While large-cap funds have outperformed over the last year, wealth managers believe it could be difficult to replicate this consistently due to regulatory investment restrictions.

“There is very low flexibility for large-cap funds which restricts their ability to generate alpha,” said Vineet Nanda, founder, Sift Capital, a wealth advisor. “We suggest investors take large-cap allocation through the flexicap, or focused funds category where fund managers have high flexibility.”

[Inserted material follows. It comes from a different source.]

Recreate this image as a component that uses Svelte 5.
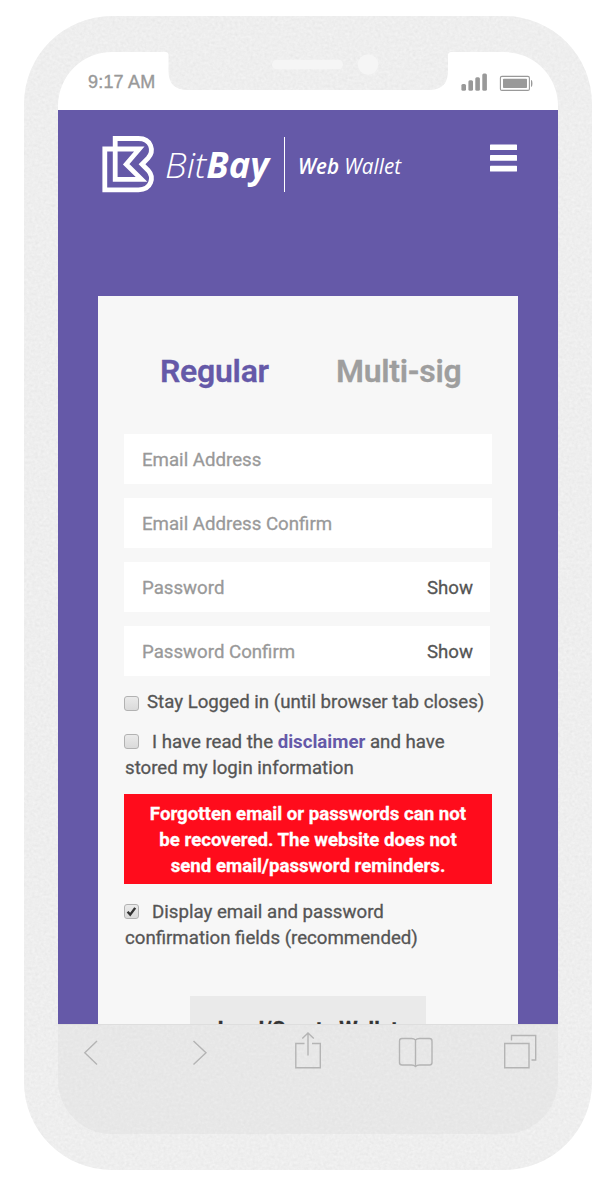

Over the past three years, the large-cap category returned 19.75% compared to the Nifty’s 19.86%. In the past five and 10 years, large-cap funds have returned 10.99% and 11.77%, respectively, compared to Nifty’s returns of 11.04% and 12.25% in the respective periods.

Wealth managers point out the high expense ratio in active funds is a deterrent for investors. Most regular plans charge 200 basis points as against 20-25 basis points of index fund or ETF based on the Nifty 50. The higher expense ratio will make it difficult for a large-cap fund to beat the benchmark over a longer period.

“The expense differential continues to be high. Once returns are normalised, it will be difficult to pay more and beat the benchmark,” said Vishal Dhawan, founder, Plan Ahead Wealth Advisors. He recommends large-cap exposure through index funds.